Ecco, dal palco di Pontida, avviene il definitivo mutamento di pelle e di ragione sociale. Fra l’altro senza cedere nulla delle proprie convinzioni, senza mollare sulle proprie idee. E i casinisti (per carità, con la minuscola), i potenziali golpisti, gli «eversori», diventano gli stabilizzatori, quelli che mettono ordine, i garanti. Intendiamoci: non è la parabola di quello che nasce incendiario per morire pompiere. Qui, molto più semplicemente, viaggiamo nei dintorni dei migliori esempi europei, persino a sinistra: da Daniel Cohn Behndit a Joshka Fischer: da ragazzi tiravano molotov, uno è diventato un leader europeo credibile, l’altro addirittura il ministro degli Esteri tedesco più moderato.
Anche il «dove» è significativo: la metamorfosi da favola della Lega avviene sul palco che spesso ha accompagnato i passi più estremisti dei primi anni del Carroccio, dagli applausi della folla il giorno in cui Roberto Calderoli, in piena era Tangentopoli, annunciò dal palco che Bobo Craxi era stato arrestato (non era vero), all’invito ad assaggiare il «manico» di Umberto Bossi a Margherita Boniver (quando il maltempo obbligò il trasloco dal prato a un capannone), fino all’immancabile colonna sonora «Al lumbard ghe giren i bal», agli attacchi al Papa e agli show di Boso e Borghezio a cui mancavano solo rutti e peti per entusiasmare ulteriormente il pubblico.
Ecco, da quel palco, arriva la garanzia che in Italia non ci sarà nessun golpe. Ed è una garanzia assolutamente credibile. Perché la Lega ha dimostrato ampiamente di essere vera forza di governo. E, dimenticato il 10 per cento del 1996 raggiunto con il massimo di opposizione, oggi sfoggia una percentuale ancora maggiore, raggiunta con il massimo di governo.
Ministri come Maroni, Zaia, Calderoli, dimostrano giorno dopo giorno di essere fra i migliori dell’esecutivo.
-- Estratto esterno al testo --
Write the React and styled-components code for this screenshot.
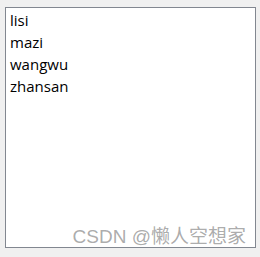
import React from "react";
import styled, { createGlobalStyle } from "styled-components";

const GlobalStyle = createGlobalStyle`
  html, body {
    margin: 0;
    padding: 0;
    background: #f0f0f0;
  }
  body {
    width: 260px;
    height: 257px;
    overflow: hidden;
  }
`;

const Window = styled.div`
  position: relative;
  width: 260px;
  height: 257px;
  padding: 7px 4px 9px 5px;
  box-sizing: border-box;
`;

const ListBox = styled.ul`
  margin: 0;
  padding: 1px 4px;
  list-style: none;
  height: 100%;
  box-sizing: border-box;
  background: #ffffff;
  border: 1px solid #828790;
`;

const Item = styled.li`
  font-family: "Segoe UI", "Open Sans", "Noto Sans", sans-serif;
  font-size: 15px;
  line-height: 22px;
  color: #000;
`;

const Watermark = styled.div`
  position: absolute;
  right: 14px;
  bottom: 9px;
  font-family: "Liberation Sans", "Noto Sans CJK SC", sans-serif;
  font-size: 19px;
  color: rgba(125, 125, 125, 0.65);
  white-space: nowrap;
`;

const names = ["lisi", "mazi", "wangwu", "zhansan"];

export default function App() {
  return (
    <>
      <GlobalStyle />
      <Window>
        <ListBox>
          {names.map((n) => (
            <Item key={n}>{n}</Item>
          ))}
        </ListBox>
        <Watermark>CSDN @懒人空想家</Watermark>
      </Window>
    </>
  );
}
E funziona l’effetto moltiplicatore che gli amministratori leghisti hanno messo in mostra mille volte nei Comuni e nelle Province che governano. È dai tempi in cui il camionista valligiano bergamasco Bertolotti diventava sindaco di Cene e i giornalisti venivano da tutta Italia per prendere in giro gli abitanti di Cene descrivendoli come una sorta di anello mancante, che il governo del Carroccio moltiplica i consensi. E la volta dopo, più lo sbeffeggiavano, più Bertolotti e tutti i bertolotti della Padania raddoppiavano i voti. Con un buongoverno fatto di buche tappate nelle strade, di giardini pubblici, di posti negli asili, di telecamere nei paesi. Necessarie e sufficienti per far lievitare i voti come un effetto moltiplicatore. Lo stesso che sta portandoli oggi ai risultati delle Europee, che pure sono storicamente le elezioni più ostiche per il Carroccio.
Insomma, pensavano di essere un partito di opposizione e invece sono anche e soprattutto un partito di governo.


Se Che Guevara diceva che bisogna essere duri senza mai perdere la tenerezza, qui a Pontida vale il discorso diametralmente opposto. Riescono ad essere teneri senza mai perdere la durezza. Quella della «Lega che ce l’ha duro», ovviamente.